"One of the main concerns is a diver coming to port and bringing explosives and other dangerous devices," Alexander Sutin, a research professor at the Stevens Institute of Technology, told AOL News in an interview. "Now we know how to detect the diver, but then how can you stop him?"
"The diver acts as an active self-disclosing acoustic beacon," according to Sutin's new paper, which lays out the concept.
Concerns about terrorist groups using swimmers or divers to attack ships or ports has been on the rise in recent years. In 2004, for example, Hamas fighters dressed in wetsuits attacked a beachfront settlement in Gaza.
The U.S. Navy, in response, has looked at ways to spot and deter swimmers and divers, using everything from trained dolphins that can spot and help capture threatening divers to airguns. Another option is acoustic devices, or "sound weapons," which work by sending out unbearable levels of sound.
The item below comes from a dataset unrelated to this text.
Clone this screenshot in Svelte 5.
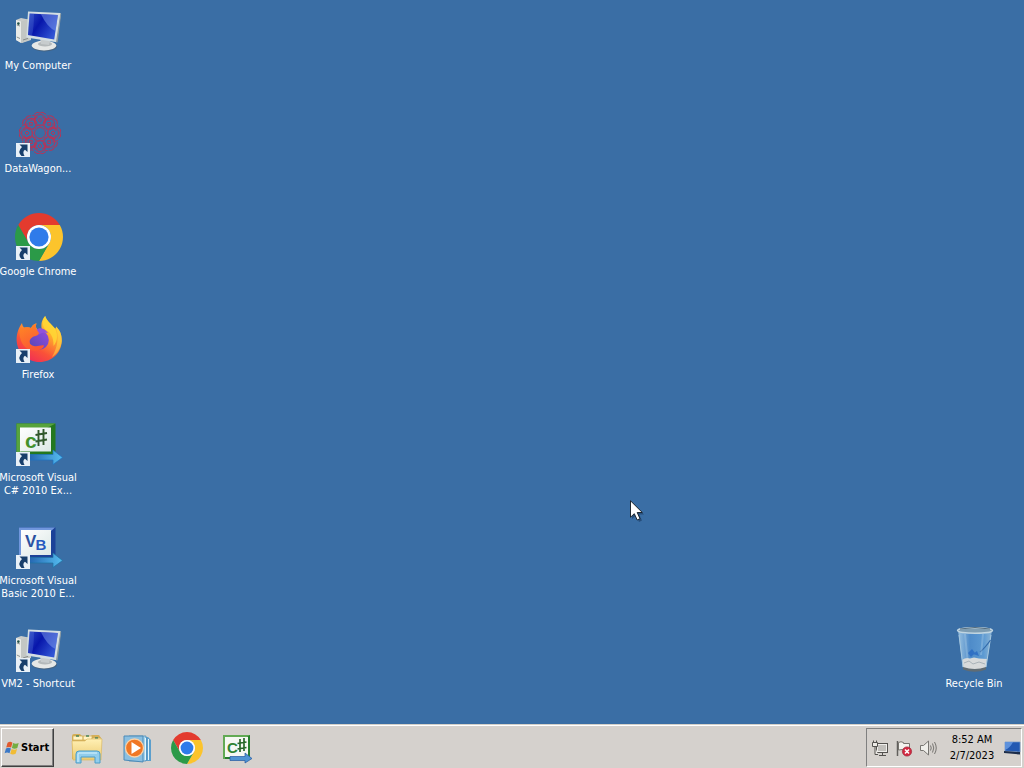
<script>
  const shortcuts = [
    { icon: 'computer', label: ['My Computer'], link: false },
    { icon: 'wagon', label: ['DataWagon...'], link: true },
    { icon: 'chrome', label: ['Google Chrome'], link: true },
    { icon: 'firefox', label: ['Firefox'], link: true },
    { icon: 'csharp', label: ['Microsoft Visual', 'C# 2010 Ex...'], link: true },
    { icon: 'basic', label: ['Microsoft Visual', 'Basic 2010 E...'], link: true },
    { icon: 'computer', label: ['VM2 - Shortcut'], link: true }
  ];
  const bin = { icon: 'bin', label: ['Recycle Bin'], link: false };
  const petals = Array.from({ length: 8 }, (_, i) => i * 45);
</script>

{#snippet chrome()}
  <path fill="#e33b2e" d="M24 12H44.78A24 24 0 0 0 3.22 12L13.61 30A12 12 0 0 1 24 12Z" />
  <path fill="#fcc42c" d="M44.78 12A24 24 0 0 1 24 48L34.39 30A12 12 0 0 0 24 12Z" />
  <path fill="#2b9a48" d="M3.22 12A24 24 0 0 0 24 48L34.39 30A12 12 0 0 1 13.61 30Z" />
  <circle cx="24" cy="24" r="12" fill="#fff" />
  <circle cx="24" cy="24" r="9.6" fill="#2f7bea" />
{/snippet}

{#snippet glyph(name)}
  {#if name === 'computer'}
    <path d="M1 13L6 11L16 13V33L7 36L1 33Z" fill="#c9ccca" />
    <path d="M1 13L6 14.5V36L1 33Z" fill="#e9ebe8" />
    <path d="M6 14.5L14 12V33L6 36Z" fill="#c3c7c4" />
    <path d="M1.8 18L5 19M1.8 30L5 31.5M8 33L13 31.4" stroke="#777d7c" stroke-width=".8" />
    <circle cx="3.4" cy="16.6" r="1.3" fill="#245247" />
    <ellipse cx="29.5" cy="39.5" rx="12.5" ry="5" fill="#4c5c68" opacity=".6" />
    <ellipse cx="29" cy="38.6" rx="12.3" ry="4.8" fill="#e6e8e6" />
    <ellipse cx="30" cy="37" rx="7" ry="2.4" fill="#b4b9ba" />
    <path d="M25 31L35 33L34 38L26 37Z" fill="#c7cccd" />
    <path d="M13 4.6L45.4 6Q46 6.2 45.8 7.2L41.8 35.2L11.4 30.4Z" fill="#d3dee3" />
    <path d="M45.4 6L46.2 7L42.6 35.6L41 35Z" fill="#89989f" />
    <path d="M14.6 6.500L42.9 8L39.2 32.500L13 28Z" fill="url(#screen)" />
    <path d="M26 7.200L42.9 8L40.500 24Q32 20 26 7.200Z" fill="#7f9fee" opacity=".5" />
    <path d="M14.6 6.500L19 6.800Q19 20 17 28.500L13 28Z" fill="#6c8fe5" opacity=".25" />
  {:else if name === 'wagon'}
    <g fill="none" stroke="#cb2b4c" stroke-width="1" opacity=".85">
      <circle cx="25" cy="23" r="5.500" />
      <circle cx="25" cy="23" r="8" stroke-dasharray="3 1" />
      {#each petals as angle}
        <g transform="rotate({angle} 25 23)">
          <path d="M25 16Q17 13 20 7Q25 2 30 7Q33 13 25 16M22 13Q18 9 23 7M28 13Q32 9 27 7" />
          <path d="M19 4.500Q22 1 25 3Q28 1 31 4.500M23 10L25 8L27 10L25 12Z" />
          <path d="M32 5L34 8L31 10" />
        </g>
      {/each}
    </g>
  {:else if name === 'chrome'}
    {@render chrome()}
  {:else if name === 'firefox'}
    <path d="M24.5 46C12 46 2 36.500 1.600 24C1.500 17 4 11.500 7 7C7.300 9.300 8 10.500 9.200 11.700C11.500 10.800 14 11 16 12C18 8.500 20 7.500 21.500 7.500C20.500 9.500 20.800 11.500 22 13L27 14C25.500 8 27 3.500 30.200 0C31.500 5 36 7.500 39.500 12C40.300 12.800 40.900 13 41 10.500C45 14 47 19 46.800 25C46.300 37 37 46 24.5 46Z" fill="url(#fire)" />
    <path d="M30.200 0C31.500 5 36 7.500 39.500 12C43 17 43 25 38.500 30C39 21 35 16 31 14C27 11 27 4 30.200 0Z" fill="#ffda36" opacity=".8" />
    <path d="M41 10.500C45 14 47 19 46.800 25C46 32 42 38 37 41C43 31 44 20 41 10.500Z" fill="#ffdd45" opacity=".5" />
    <circle cx="24" cy="24" r="9.800" fill="url(#globe)" />
    <path d="M21 14C25 10.500 30 13 33 17C29 15.500 26 17 24 18.500Z" fill="#9053db" />
    <path d="M5 13C9 10.500 14 11 16 12C18 8.500 20 7.500 21.500 7.500C20.500 10 20.800 12 22 14L24 17C24 19 21.500 20 18.500 20.500C16.500 22 15 23 14.500 25C14 27.500 16 29.500 19 30C23 31 26 28.500 29 29.500C28 35 17 37 10 31C5 26 4 18 5 13Z" fill="url(#foxhead)" />
  {:else if name === 'csharp'}
    <rect x="1.500" y="4.500" width="39" height="32" fill="#24781f" />
    <path d="M1.500 4.500H40.500L32 9H6V36.500H1.500Z" fill="#57a33c" />
    <rect x="5" y="8.500" width="31" height="24" fill="url(#paper)" />
    <text class="logo" x="10" y="29" font-size="21" fill="#43912b">c</text>
    <path d="M23.500 11V27M28.500 10V26M20.500 16L32 14M20.500 22.500L32 20.500" stroke="#31582c" stroke-width="1.900" />
    <path d="M13 35.500H38V31L47.500 38.500L38 45.500V41H13Z" fill="url(#arrow)" stroke="#1c72c2" stroke-width=".7" />
  {:else if name === 'basic'}
    <rect x="4" y="5.500" width="36.500" height="31" fill="#1c4298" />
    <path d="M4 5.500H40L36 9H7V36.500H4Z" fill="#7197dd" />
    <rect x="6" y="8" width="30" height="25" fill="url(#paper)" />
    <text class="logo" x="10" y="25" font-size="17" fill="#2b519f">V</text>
    <text class="logo" x="20.500" y="28" font-size="15" fill="#2859c0">B</text>
    <path d="M13 35.500H38V31L47.500 38.500L38 45.500V41H13Z" fill="url(#arrow)" stroke="#1c72a2" stroke-width=".7" />
  {:else if name === 'bin'}
    <path d="M7 5L12 43Q23 48.500 35 43L41 5Z" fill="url(#glass)" />
    <path d="M11 35Q15 32 19 33.500L23 32.500L28 33.500L36 34L35 42.500Q24 47 12 42.500Z" fill="#d7dadb" />
    <path d="M13 38L18 36L22 39L28 37L34 39" fill="none" stroke="#a9b3b9" />
    <path d="M12 42Q24 46 35 42V44.500Q24 49 12 44.500Z" fill="#606c74" />
    <path d="M17 28L21 24L24 28L20 32ZM22 29L26 26L28 31Z" fill="#2567c1" opacity=".75" />
    <path d="M8 10L12 42M40 10L35 42" stroke="#a5c7df" stroke-width="1" />
    <path d="M39.500 15Q34 23 29 27" fill="none" stroke="#3269a9" stroke-width="1.200" />
    <path d="M14 9L16.500 34M32 9L30 30" stroke="#b9d7ec" stroke-width="2" opacity=".3" />
    <ellipse cx="24" cy="5.500" rx="17.500" ry="2.800" fill="#7e9db2" stroke="#c0d5e1" stroke-width="1.400" />
    <path d="M9 4Q24 1 39 4" fill="none" stroke="#536b7c" />
  {/if}
{/snippet}

{#snippet shortcut(item)}
  <button class="shortcut">
    <svg class="picture" viewBox="0 0 48 48" aria-hidden="true">
      {@render glyph(item.icon)}
      {#if item.link}
        <rect x="1" y="33" width="14" height="14" fill="#e8f0f7" />
        <path d="M4.500 34.500H12.500V42L10 39.800Q7 41.500 9.500 46H6.500Q2 41.500 7 37Z" fill="#173e6b" />
      {/if}
    </svg>
    <span class="label">
      {#each item.label as line}<span>{line}</span>{/each}
    </span>
  </button>
{/snippet}

<svg class="paints" aria-hidden="true">
  <defs>
    <linearGradient id="screen" x1="0" y1="0" x2="1" y2=".6">
      <stop offset="0" stop-color="#2a48c4" /><stop offset=".45" stop-color="#0716ab" /><stop offset="1" stop-color="#3155d4" />
    </linearGradient>
    <linearGradient id="fire" x1=".85" y1="0" x2=".25" y2="1">
      <stop offset="0" stop-color="#ffe13c" /><stop offset=".35" stop-color="#ffad2d" /><stop offset=".7" stop-color="#fa5238" /><stop offset="1" stop-color="#ee2a5a" />
    </linearGradient>
    <linearGradient id="foxhead" x1="0" y1="0" x2=".5" y2="1">
      <stop offset="0" stop-color="#ff8a24" /><stop offset="1" stop-color="#fb5734" />
    </linearGradient>
    <linearGradient id="globe" x1="1" y1="0" x2="0" y2="1">
      <stop offset="0" stop-color="#944be0" /><stop offset="1" stop-color="#5148b3" />
    </linearGradient>
    <linearGradient id="paper" x1="0" y1="0" x2="1" y2="1">
      <stop offset="0" stop-color="#fff" /><stop offset="1" stop-color="#dce8e6" />
    </linearGradient>
    <linearGradient id="arrow"><stop offset="0" stop-color="#2363ae" /><stop offset="1" stop-color="#55bdf0" /></linearGradient>
    <linearGradient id="glass">
      <stop offset="0" stop-color="#99c1e0" /><stop offset=".35" stop-color="#4e8bc9" /><stop offset=".75" stop-color="#5d9ad2" /><stop offset="1" stop-color="#8db6d7" />
    </linearGradient>
    <linearGradient id="folder" x1="0" y1="0" x2="0" y2="1"><stop offset="0" stop-color="#fff0b4" /><stop offset="1" stop-color="#ecca70" /></linearGradient>
  </defs>
</svg>

<div class="screen">
  <main class="desktop">
    <div class="column">
      {#each shortcuts as item}{@render shortcut(item)}{/each}
    </div>
    <div class="column end">{@render shortcut(bin)}</div>
    <svg class="pointer" viewBox="0 0 14 22" aria-hidden="true">
      <path d="M2 2V19L6 15.500L9 22L12 20.500L9.200 14.500H14Z" fill="#15355a" opacity=".55" />
      <path d="M.5 .8V17.200L4.300 13.700L7.200 20L10 18.700L7.200 12.500H12.300Z" fill="#fff" stroke="#101820" stroke-width=".9" />
    </svg>
  </main>

  <footer class="taskbar">
    <button class="start">
      <svg viewBox="0 0 18 18" aria-hidden="true">
        <path d="M4 3Q7 1 9.500 3L8 8.500Q5.500 7 2.500 8.500Z" fill="#e0592d" />
        <path d="M10.300 3.500Q13 5.200 16.500 3.500L15 9Q12 10.700 8.900 9Z" fill="#75ad42" />
        <path d="M2.200 9.500Q5 8 7.800 9.500L6.200 15Q3.500 13.300 .7 15Z" fill="#3b78c6" />
        <path d="M8.600 10Q11.500 11.700 14.700 10L13.100 15.400Q10 17 7 15.400Z" fill="#f1bc35" />
      </svg>
      <span>Start</span>
    </button>

    <nav class="pinned">
      <button aria-label="Windows Explorer">
        <svg viewBox="0 0 32 32" aria-hidden="true">
          <path d="M1 4Q1 2 3 2H9L11 4H20L21 3H28L30 6V27H1Z" fill="#d5af58" />
          <path d="M2 4H12V8H2ZM12 4H21V8H12ZM21 6H30V10H21Z" fill="#fff3c4" stroke="#cfa951" stroke-width=".7" />
          <path d="M5 4H8M15 4H18M24 6H27" stroke="#46835d" stroke-width="1.400" />
          <path d="M1 9H14L16 7H31L30 28H2Z" fill="url(#folder)" stroke="#dbb963" stroke-width=".7" />
          <path d="M5 31V22Q5 19 8 19H26Q29 19 29 22V31H24V25H10V31Z" fill="#91cdec" stroke="#4b9dc9" />
          <path d="M7 30V22Q7 21 8 21H26" fill="none" stroke="#d7f4ff" />
        </svg>
      </button>
      <button aria-label="Windows Media Player">
        <svg viewBox="0 0 32 32" aria-hidden="true">
          <path d="M9 5H27L30 8V29H10Z" fill="#5c9fcc" />
          <path d="M8 4H25V29H8Z" fill="#a7d5ed" stroke="#4687b4" stroke-width=".7" />
          <path d="M3 4H22V30L3 28Z" fill="#8abfe0" stroke="#4a8ab8" />
          <path d="M24.500 6V28M27.500 7V28" stroke="#e4f5fc" />
          <circle cx="13.500" cy="16" r="9" fill="#f07724" stroke="#fbd2a7" stroke-width="1.300" />
          <path d="M10.500 10V22L20 16Z" fill="#fff" />
        </svg>
      </button>
      <button aria-label="Google Chrome">
        <svg viewBox="0 0 48 48" aria-hidden="true">{@render chrome()}</svg>
      </button>
      <button aria-label="Visual C# 2010 Express">
        <svg viewBox="0 0 32 32" aria-hidden="true">
          <rect x="3" y="4" width="25" height="22" fill="#f5f8f3" stroke="#267e2c" stroke-width="2" />
          <path d="M2 3H29L26 5H4V27H2Z" fill="#62aa54" />
          <text class="logo" x="6" y="21" font-size="15" fill="#2f8433">C</text>
          <path d="M19 7V20M23 6V19M16.500 11.500L25.500 10M16.500 17L25.500 15.500" stroke="#28682a" stroke-width="1.700" />
          <path d="M9 24.500H24V21L31 26.500L24 31V28.500H9Z" fill="#4f94d3" stroke="#2458a0" stroke-width=".7" />
        </svg>
      </button>
    </nav>

    <div class="tray">
      <button aria-label="Network">
        <svg viewBox="0 0 18 18" aria-hidden="true">
          <rect x="5.500" y="4.500" width="11" height="9" fill="#c1bfbb" stroke="#54524f" />
          <rect x="6.500" y="5.500" width="9" height="7" fill="none" stroke="#eeedea" />
          <path d="M8 16.500H15M11.500 14V16" stroke="#54524f" />
          <path d="M1.500 3.500H6.500V7.500H1.500ZM4 7.500V15.500H7M2.500 1.500V3M5.500 1.500V3" fill="#eceae6" stroke="#54524f" />
        </svg>
      </button>
      <button aria-label="Action Center">
        <svg viewBox="0 0 18 18" aria-hidden="true">
          <path d="M2.500 2V17" stroke="#62605d" stroke-width="1.500" />
          <path d="M3.500 3.500Q6 2 8.500 3.500V4.500H14.500V11.500H8.500L7.500 10.500L3.500 11Z" fill="#f3f2ee" stroke="#76736e" />
          <circle cx="12" cy="12.500" r="4.600" fill="#d32840" stroke="#9e2639" stroke-width=".7" />
          <path d="M10 10.500L14 14.500M14 10.500L10 14.500" stroke="#fff" stroke-width="1.600" />
        </svg>
      </button>
      <button aria-label="Volume">
        <svg viewBox="0 0 18 18" aria-hidden="true">
          <path d="M1.500 6.500H4.500L9.500 2V16L4.500 11.500H1.500Z" fill="#efeeea" stroke="#777571" />
          <path d="M11.500 6.500Q13 9 11.500 11.500M13.500 4.500Q16 9 13.500 13.500M15.500 3Q19 9 15.500 15" fill="none" stroke="#777571" />
        </svg>
      </button>
      <time class="clock" datetime="2023-02-07T08:52"><span>8:52 AM</span><span>2/7/2023</span></time>
      <button class="peek" aria-label="Show desktop">
        <svg viewBox="0 0 18 18" aria-hidden="true">
          <path d="M2 3H17V13L2 12Z" fill="#2359b2" stroke="#7195c8" stroke-width=".7" />
          <path d="M2 3H10Q7 9 2 11Z" fill="#5d91dc" />
          <path d="M1 12L17 13V15.500L1 14Z" fill="#1c2c49" />
        </svg>
      </button>
    </div>
  </footer>
</div>

<style>
  :global(body) { margin: 0; }
  .screen {
    display: flex;
    flex-direction: column;
    min-height: 100vh;
    background: #3a6ea5;
    font: 11px/13px "DejaVu Sans Condensed", "DejaVu Sans", sans-serif;
    font-stretch: condensed;
  }
  .paints { position: absolute; width: 0; height: 0; }
  button { padding: 0; border: 0; background: none; color: inherit; font: inherit; }
  .desktop {
    position: relative;
    display: flex;
    flex: 1;
    justify-content: space-between;
    padding-right: 12px;
    color: #fff;
  }
  .column { display: flex; flex-direction: column; }
  .end { justify-content: flex-end; padding-bottom: 3px; }
  .shortcut {
    display: flex;
    flex-direction: column;
    width: 76px;
    height: 103px;
    padding-top: 7px;
  }
  .picture { width: 48px; height: 48px; margin-left: 15px; flex: none; }
  .label {
    display: flex;
    flex-direction: column;
    align-items: center;
    align-self: stretch;
    padding-top: 4px;
    white-space: nowrap;
  }
  .logo { font-family: "Liberation Sans", sans-serif; font-weight: bold; }
  .pointer { position: absolute; left: 630px; top: 500px; width: 14px; height: 22px; }
  .taskbar {
    display: flex;
    box-sizing: border-box;
    height: 44px;
    padding: 3px 2px 1px 1px;
    border-top: 1px solid #d4d0c8;
    box-shadow: inset 0 1px #fff;
    background: #d5d1cd;
    color: #000;
  }
  .start {
    display: flex;
    align-items: center;
    width: 53px;
    padding-left: 2px;
    gap: 1px;
    border: 1px solid;
    border-color: #fff #404040 #404040 #fff;
    box-shadow: inset -1px -1px #808080;
    font-weight: bold;
  }
  .start svg { width: 16px; height: 16px; }
  .pinned { display: flex; margin-left: 8px; }
  .pinned button { display: grid; place-items: center; width: 50px; }
  .pinned svg { width: 32px; height: 32px; }
  .tray {
    display: flex;
    align-items: center;
    margin-left: auto;
    padding-left: 1px;
    border: 1px solid;
    border-color: #808080 #fff #fff #808080;
  }
  .tray button { display: grid; place-items: center; width: 24px; }
  .tray svg { width: 18px; height: 18px; }
  .clock {
    display: flex;
    flex-direction: column;
    align-items: center;
    width: 60px;
    margin-left: 2px;
    padding-right: 1px;
    line-height: 16px;
  }
  .tray .peek { width: 18px; }
</style>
Sutin's approach is unique because it's based specifically on using the diver's breath as the source and focus for the sound. The acoustic noise radiated by a diver is used to focus the acoustic energy back to the diver, without affecting the surrounding environment.
Sutin said his and his colleagues' work on time-reversal acoustics grew out of related work sponsored by the Navy and the National Institutes of Health. So far, however, he has not received any funding to work specifically on the nonlethal weapon idea.